The United States has a population of 327,000,000. It has 3,142 counties (or parishes, independent cities, or other equivalents). That’s a nationwide average of 104,000 people per county. South Dakota has a population of 882,000. We have 66 counties. That’s an average of about 13,400 people per county, the lowest average county population out of all states.

Nationally, the average size of a county is 1,124 square miles. South Dakota’s counties average 2% larger than that average, at 1,149 square miles. Fifteen states have a larger average county size. California covers twice plus 5% more land with 45 times more people than South Dakota, yet the state our leaders like to mock as an example of government excess manages with just 58 counties, averaging 2,686 square miles and 682,000 people (that’s more than the population of Wyoming).

Those figures suggest South Dakota could afford to consolidate counties. If we sought California’s efficiency, merging counties to reach California’s level of geographic efficiency, we’d have 28 counties.

Meade County is our largest county by land area; Butte County is seventh-largest. Combined, they take up 5,720 square miles of West River and fill that space with 38,500 people. Meade and Butte counties are having trouble providing emergency communication services, so they are in talks to merge their dispatch centers:

“We’re extremely interested,” Butte County Commissioner Kim Richards said to the Meade County officials.

Personnel costs will be the major savings, [Meade County Sheriff Ron] Merwin said.

“Probably the only place you’re really going to see a lot of savings is personnel unfortunately, or fortunately, however you look at it,” he said.

…Coming up with a workable solution has been Meade County’s priority, [Meade County Commissioner Doreen] Creed said. “Some of our initial figures show that it would be a significant savings for both counties and our cities and since we’re all so cash-strapped, we thought it would be worth it to enter into some negotiations,” she said [Lacey Peterson, “Meeting of the Minds,” Black Hills Pioneer, 2019.10.18].

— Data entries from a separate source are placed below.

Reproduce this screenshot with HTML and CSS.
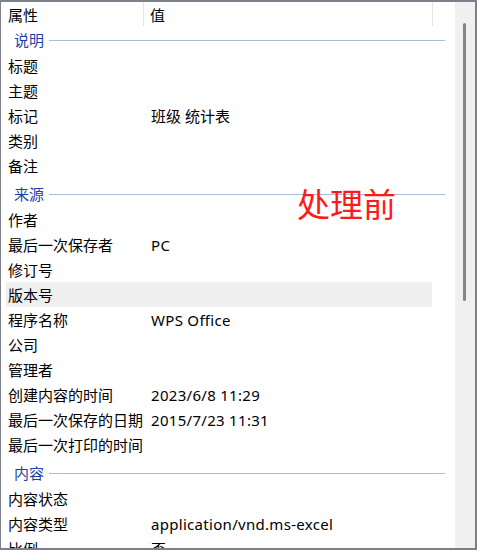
FILE: index.html
```html
<!DOCTYPE html>
<html lang="zh">
<head>
<meta charset="utf-8">
<link rel="stylesheet" href="styles.css">
</head>
<body>
<div class="frame">
  <div class="list">
    <div class="header">
      <div class="hcell c1">属性</div>
      <div class="hcell c2">值</div>
    </div>
    <div class="group first"><span>说明</span><i class="gline"></i></div>
    <div class="row"><div class="k">标题</div><div class="v"></div></div>
    <div class="row"><div class="k">主题</div><div class="v"></div></div>
    <div class="row"><div class="k">标记</div><div class="v">班级 统计表</div></div>
    <div class="row"><div class="k">类别</div><div class="v"></div></div>
    <div class="row"><div class="k">备注</div><div class="v"></div></div>
    <div class="group"><span>来源</span><i class="gline"></i></div>
    <div class="row"><div class="k">作者</div><div class="v"></div></div>
    <div class="row"><div class="k">最后一次保存者</div><div class="v lat">PC</div></div>
    <div class="row"><div class="k">修订号</div><div class="v"></div></div>
    <div class="row hl"><div class="k">版本号</div><div class="v"></div></div>
    <div class="row"><div class="k">程序名称</div><div class="v lat">WPS Office</div></div>
    <div class="row"><div class="k">公司</div><div class="v"></div></div>
    <div class="row"><div class="k">管理者</div><div class="v"></div></div>
    <div class="row"><div class="k">创建内容的时间</div><div class="v lat">2023/6/8 11:29</div></div>
    <div class="row"><div class="k">最后一次保存的日期</div><div class="v lat">2015/7/23 11:31</div></div>
    <div class="row"><div class="k">最后一次打印的时间</div><div class="v"></div></div>
    <div class="group"><span>内容</span><i class="gline"></i></div>
    <div class="row"><div class="k">内容状态</div><div class="v"></div></div>
    <div class="row"><div class="k">内容类型</div><div class="v lat">application/vnd.ms-excel</div></div>
    <div class="row"><div class="k">比例</div><div class="v">否</div></div>
    <div class="note">处理前</div>
  </div>
  <div class="scrollbar"><div class="thumb"></div></div>
</div>
</body>
</html>
```
FILE: styles.css
```css
html, body {
  margin: 0;
  padding: 0;
  background: #fff;
}
body {
  font-family: "Noto Sans", "Noto Sans CJK SC", sans-serif;
  font-size: 15px;
  color: #000;
}
.frame {
  width: 477px;
  height: 550px;
  box-sizing: border-box;
  border-top: 2px solid #7d8088;
  border-right: 2px solid #7d8088;
  border-bottom: 2px solid #7d8088;
  border-left: 1px solid #7d8088;
  display: flex;
  overflow: hidden;
}
.list {
  position: relative;
  flex: 1;
  overflow: hidden;
  background: #fff;
}
.header {
  display: flex;
  height: 26px;
  align-items: stretch;
}
.hcell {
  line-height: 27px;
  box-sizing: border-box;
}
.c1 {
  width: 143px;
  padding-left: 7px;
  border-right: 1px solid #e3e3e3;
  margin-bottom: 2px;
}
.c2 {
  width: 289px;
  padding-left: 6px;
  border-right: 1px solid #e3e3e3;
  margin-bottom: 2px;
}
.group {
  display: flex;
  align-items: center;
  height: 25px;
  margin-top: 4px;
  padding-left: 13px;
  color: #1e3fa8;
}
.group.first {
  margin-top: 0;
}
.group span {
  line-height: 25px;
}
.gline {
  display: block;
  width: 396px;
  height: 1px;
  margin-left: 5px;
  background: #abbbe0;
}
.row {
  display: flex;
  height: 25px;
  line-height: 26px;
  margin-left: 5px;
  width: 426px;
  white-space: nowrap;
}
.row.hl {
  background: #efefef;
}
.k {
  width: 138px;
  padding-left: 2px;
  box-sizing: border-box;
}
.v {
  padding-left: 7px;
}
.v.lat {
  letter-spacing: 0.3px;
}
.note {
  position: absolute;
  left: 296px;
  top: 179px;
  font-family: "Noto Sans CJK SC", sans-serif;
  font-size: 33px;
  line-height: 44px;
  color: #ff1a1a;
}
.scrollbar {
  width: 20px;
  background: #f0f0f0;
  position: relative;
}
.thumb {
  position: absolute;
  left: 8px;
  top: 21px;
  width: 3px;
  height: 278px;
  border-radius: 1.5px;
  background: #858585;
}
```
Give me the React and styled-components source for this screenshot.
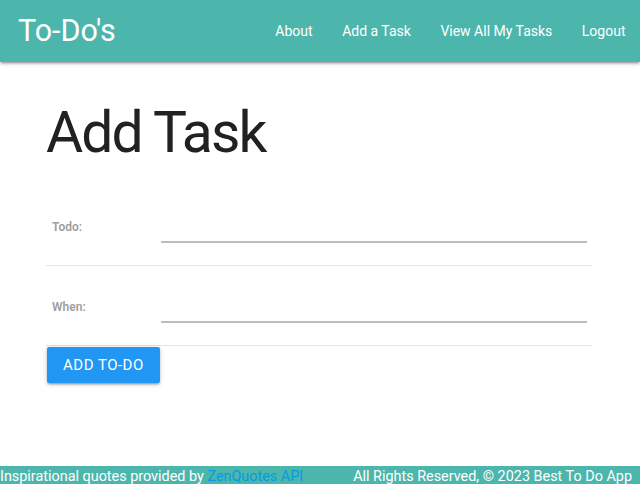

Neither county has a population greater than 30,000, but together they’ll cross that threshold and qualify for additional state funding:

Currently there is a $1.25 monthly surcharge on all telephones both landline and cellular, and 2% fee on all pre-paid wireless service.

That money is submitted by telephone carriers to the state Department of Revenue and then distributed to counties based on how many phones are in the county. The county usually then earmarks that money for the dispatch center.

Centers that serve more than 30,000 people receive extra funding.

Here is the breakdown of how the allocation of the $1.25 911 surcharge is handled :70% or $0.875 goes back to the counties and 30% (or $0.375) goes to the 911 Emergency Fund.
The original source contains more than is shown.